I don’t know where catalogs are produced (I would assume New York or LA), but it’s a lot harder than it looks. A local catalog or flyer for a mom & pop store might be easier, but a national chain is major work.

I would suggest you watch “Showbiz Moms and Dads” on Bravo tonight at 9:00 eastern. There should be a lively (read: snarky) discussion afterwards in the Cafe Society forum. It’s a short series about several familes in New York, LA and Florida who are trying to get their kids into acting, modeling and child beauty pageants.

If parents aren’t putting their children through modelling… then where do all the child models come from?

A lot of child models are children of people already in the industry, so it’s a bit easier for them to break through than somebody out of the biz. In that Bravo TV show about child actors/models/etc (I can’t remember the name right now), the most successful of the children had a mother who was already an agent pre-child and knew the ins and outs. Most of the other parents were just clueless about how to go about it effectively and are doing a grave disservice (if not actual harm!) to their kids.

We have an absolutely precious two-year old girl who won first place at some “child star” competition in the local mall when she was an infant (about the same age as the baptism photo). We won $250.00 and a free pass to the next level of the competition in Cincinnatti, which we declined (much to the consternation of the officials I gotta tell you!) And the reason why is simple: we don’t want to go into “the life” and we don’t want to do that to our daughter. Childhood is for learning and fun, not work and earnings.
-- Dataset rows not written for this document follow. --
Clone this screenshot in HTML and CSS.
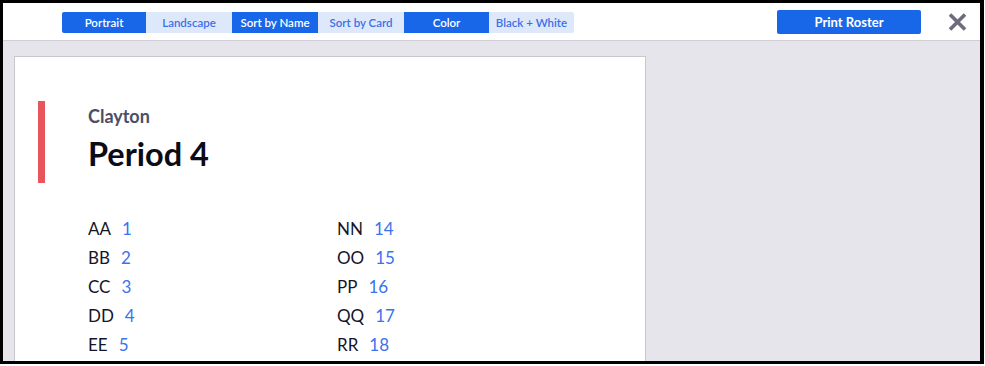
FILE: index.html
```html
<!DOCTYPE html>
<html>
<head>
<meta charset="utf-8">
<link rel="stylesheet" href="styles.css">
</head>
<body>
<div class="frame">
  <div class="toolbar">
    <div class="group">
      <button class="seg first active">Portrait</button>
      <button class="seg">Landscape</button>
      <button class="seg active">Sort by Name</button>
      <button class="seg">Sort by Card</button>
      <button class="seg narrow active">Color</button>
      <button class="seg narrow last">Black + White</button>
    </div>
    <div class="spacer"></div>
    <button class="print">Print Roster</button>
    <button class="close" aria-label="Close">
      <svg width="19" height="18" viewBox="0 0 19 18"><path d="M2 1.5 L17 16.5 M17 1.5 L2 16.5" stroke="#6d6c7e" stroke-width="3.6" fill="none"/></svg>
    </button>
  </div>
  <div class="stage">
    <div class="card">
      <div class="heading">
        <div class="teacher">Clayton</div>
        <div class="period">Period 4</div>
      </div>
      <ul class="roster">
        <li><span class="name">AA</span><span class="num">1</span></li>
        <li><span class="name">BB</span><span class="num">2</span></li>
        <li><span class="name">CC</span><span class="num">3</span></li>
        <li><span class="name">DD</span><span class="num">4</span></li>
        <li><span class="name">EE</span><span class="num">5</span></li>
        <li><span class="name">FF</span><span class="num">6</span></li>
        <li><span class="name">GG</span><span class="num">7</span></li>
        <li><span class="name">HH</span><span class="num">8</span></li>
        <li><span class="name">II</span><span class="num">9</span></li>
        <li><span class="name">JJ</span><span class="num">10</span></li>
        <li><span class="name">KK</span><span class="num">11</span></li>
        <li><span class="name">LL</span><span class="num">12</span></li>
        <li><span class="name">MM</span><span class="num">13</span></li>
        <li><span class="name">NN</span><span class="num">14</span></li>
        <li><span class="name">OO</span><span class="num">15</span></li>
        <li><span class="name">PP</span><span class="num">16</span></li>
        <li><span class="name">QQ</span><span class="num">17</span></li>
        <li><span class="name">RR</span><span class="num">18</span></li>
        <li><span class="name">SS</span><span class="num">19</span></li>
        <li><span class="name">TT</span><span class="num">20</span></li>
        <li><span class="name">UU</span><span class="num">21</span></li>
        <li><span class="name">VV</span><span class="num">22</span></li>
        <li><span class="name">WW</span><span class="num">23</span></li>
        <li><span class="name">XX</span><span class="num">24</span></li>
        <li><span class="name">YY</span><span class="num">25</span></li>
        <li><span class="name">ZZ</span><span class="num">26</span></li>
      </ul>
    </div>
  </div>
</div>
</body>
</html>
```
FILE: styles.css
```css
* { box-sizing: border-box; }
html, body { margin: 0; padding: 0; background: #ffffff; }
body { font-family: Lato, "Noto Sans", sans-serif; }

.frame {
  width: 984px;
  height: 364px;
  border-style: solid;
  border-color: #000;
  border-width: 3px 4px 3px 3px;
  display: flex;
  flex-direction: column;
  overflow: hidden;
  background: #e6e5eb;
}

.toolbar {
  flex: none;
  height: 38px;
  background: #fff;
  border-bottom: 1px solid #cfced6;
  display: flex;
  align-items: center;
  padding: 1px 13px 0 59px;
}

.group { display: flex; }

button { font-family: inherit; border: none; margin: 0; cursor: pointer; }

.seg {
  width: 86px;
  height: 21px;
  padding: 0;
  font-size: 11.5px;
  font-weight: 600;
  background: #dde9fb;
  color: #3c6fe6;
}
.seg.first { width: 84px; border-radius: 2px 0 0 2px; }
.seg.narrow { width: 85px; }
.seg.last { border-radius: 0 2px 2px 0; }
.seg.active { background: #1767e8; color: #fff; }

.spacer { flex: 1; }

.print {
  width: 144px;
  height: 24px;
  border-radius: 2px;
  background: #1767e8;
  color: #fff;
  font-size: 13px;
  font-weight: 700;
  padding: 0;
}

.close {
  background: none;
  padding: 0;
  margin-left: 27px;
  width: 19px;
  height: 18px;
  display: flex;
}

.stage {
  flex: 1;
  padding: 15px 0 0 11px;
}

.card {
  width: 632px;
  height: 400px;
  background: #fff;
  border: 1px solid #c9c8cf;
  padding: 44px 0 0 23px;
}

.heading {
  border-left: 7px solid #e8565c;
  padding: 4px 0 10px 43px;
}

.teacher {
  font-size: 18px;
  font-weight: 700;
  color: #4a4e68;
  margin-bottom: 7px;
}

.period {
  font-size: 32.5px;
  font-weight: 700;
  color: #0c0c14;
}

.roster {
  list-style: none;
  margin: 31px 0 0 50px;
  padding: 0;
  display: grid;
  grid-template-columns: 249px 249px;
  grid-template-rows: repeat(13, 29px);
  grid-auto-flow: column;
  font-size: 17px;
  line-height: 29px;
}

.name { color: #15152a; }
.num { color: #3a72f0; margin-left: 11px; }
```
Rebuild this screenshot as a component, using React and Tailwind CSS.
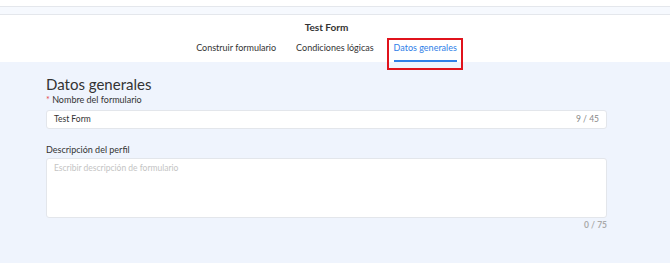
export default function App() {
  return (
    <div className="h-[263px] w-[670px] overflow-hidden bg-[#eff4fd] font-['Lato',sans-serif] text-[#333]">
      <div className="h-[6px] bg-white" />
      <div className="h-[9px] border-y border-[#e4e7ec] bg-[#f6f9fe]" />
      <header className="flex flex-col items-center bg-white pr-[17px] pt-[5px]">
        <h1 className="text-[10px] font-bold leading-[14px] text-[#333]">Test Form</h1>
        <nav className="mt-[7px] flex gap-[20px] text-[9px] leading-[14px]">
          <span className="pb-[7px]">Construir formulario</span>
          <span className="pb-[7px]">Condiciones lógicas</span>
          <span className="relative pb-[7px] text-[#2f80e8]">
            Datos generales
            <span className="absolute bottom-0 left-0 right-0 h-[2px] bg-[#2f80e8]" />
            <span className="absolute -left-[7px] -right-[6px] -top-[3px] -bottom-[8px] z-10 border-2 border-[#e0131c]" />
          </span>
        </nav>
      </header>
      <main className="px-[46px] pr-[63px] pt-[13px]">
        <h2 className="text-[15px] leading-[18px] text-[#333]">Datos generales</h2>
        <label className="block text-[9px] leading-[14px]">
          <span className="text-[#e5484d]">* </span>Nombre del formulario
        </label>
        <div className="mt-[3px] flex h-[19px] items-center justify-between rounded-[3px] border border-[#e3e6eb] bg-white px-[7px] text-[8.5px]">
          <span>Test Form</span>
          <span className="text-[#888]">9 / 45</span>
        </div>
        <label className="mt-[14px] block text-[9px] leading-[14px]">Descripción del perfil</label>
        <div className="mt-[1px] h-[60px] rounded-[3px] border border-[#e3e6eb] bg-white px-[7px] pt-[3px] text-[8.5px] text-[#c4c4c4]">
          Escribir descripción de formulario
        </div>
        <div className="mt-[1px] text-right text-[8.5px] font-bold leading-[12px] text-[#aaa]">0 / 75</div>
      </main>
    </div>
  );
}
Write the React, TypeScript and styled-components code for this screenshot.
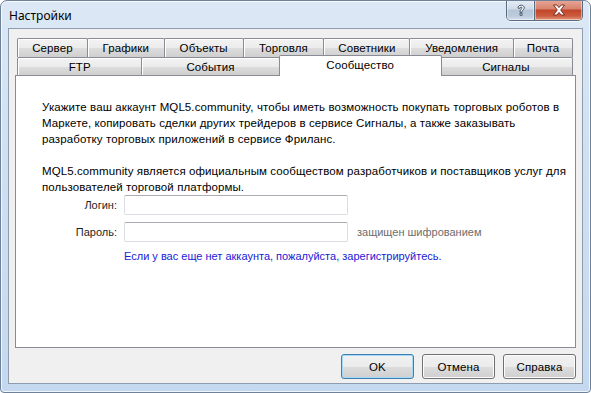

My son was adorable, and had a fantastic “tv” personality. He was outgoing and sweet. People always told me I should get him into show biz. But the way I see it, if they’re interested in it, they can get into it on their own. He’s still very handsome, but has no desire (that I know of) to be in the biz.

She is a sweetie. Well done for not taking them up on their kind offer.

Is there anything worse then teaching a child that they are valuable because they are pretty from a young age?

My chap has very blue eyes and very very long dark eyelashes. By the age of 2 he met strangers with what I called the salute. Basicaly he put his hand over the part of him that would draw attention.

He is 12 now and well over that. But it did make me sad that a 2 year old was so aware of what people would say to him about his appearance that he wanted to hide it (and it was a good thing!!!).

Not only all that, but the kid has to have the temperment for modeling and acting. All kids are beautiful and would look good with a good photographer, but they don’t just want cute kids. They need kids that can handle direction, being away from Mommy, and being subjected to the conditions of a studio. I’m pretty sure that how the parents handle things also has a bearing on who they choose. Overbearing stage moms would surely make things too difficult for the people working with their kids.

That’s the actual name of a store? “Buffum’s”?

I was all set to model diapers once, but my dream was dashed when the photographer asked me how the hell I got onto the set, and why a 30-year-old man would even want to wear diapers in the first place. He also said I have a big ass. I tried to convince him that I was the ideal diaper model by giving an impromptu demonstration of the fantastic new Leak Guard, but that only seemed to make him madder.

This is the thing I have the biggest difficulty with. Little kids who work well away from mummy?..k so when you are finished with them you will pass the name on to the local peadeophile?

I’m joking obviously but I don’t want my child to be marketable becuse he is easily manipulated when away from mummy.

I’m not positive, but I don’t think it’s that the parents aren’t there; just that they stay out of the way. Basically, they let the professionals and the kid do their jobs without interfering. The kid needs to be able to handle direction without having to have Mom or Dad holding his hand. I’m sure no legitimate studio would refuse to allow the parents to stay in the room with the kid.

I easily could model my kid–especially as I live within spitting distance of NYC. He’s extremely photogenic, friendly, and easygoing. I’ve received some inquiries. But the pay isn’t enough to justify the potential negatives that the others in this thread have described. It’s not like high-fashion models who “don’t even get out of bed for less than $10,000 a day.”

But even if the pay was enough? So what?

If someone told me my child looked physically able to work in a coal mine, would I want him to?

Kids are kids, they have no obligation to work. It doesn’t matter if they are pretty and compliant or ugly and as manipulative as a brick. Surely being part of a Western society means our children are not going to be subjected to child labour.

Pretty children should have no less rights.

An ad with a child makes me wonder what the motives of the parent were.

When I was about 7-8 I was riding the subway with my mom and a rep of the Ford modeling agency (one of the top agencies in the biz) gave me mom her card and told her to bring me in (actually I’d already been on TV once, on a game show. It was kinda fun and I won $100).

My mom never did. Basically she thought kids should be kids and go to school and play in the park and join little league, not have some bizarro-world career with deadlines and makeup artists.

Plus, it probably occured to her that I was a VERY tomboyish child and would not have enjoyed getting “prettied up” in the least. I would have considered it a form of torture, actually.

Thanks, mom! :slight_smile: Especially considering my parents were struggling to make ends meet at the time, I’m sure they could have used the money.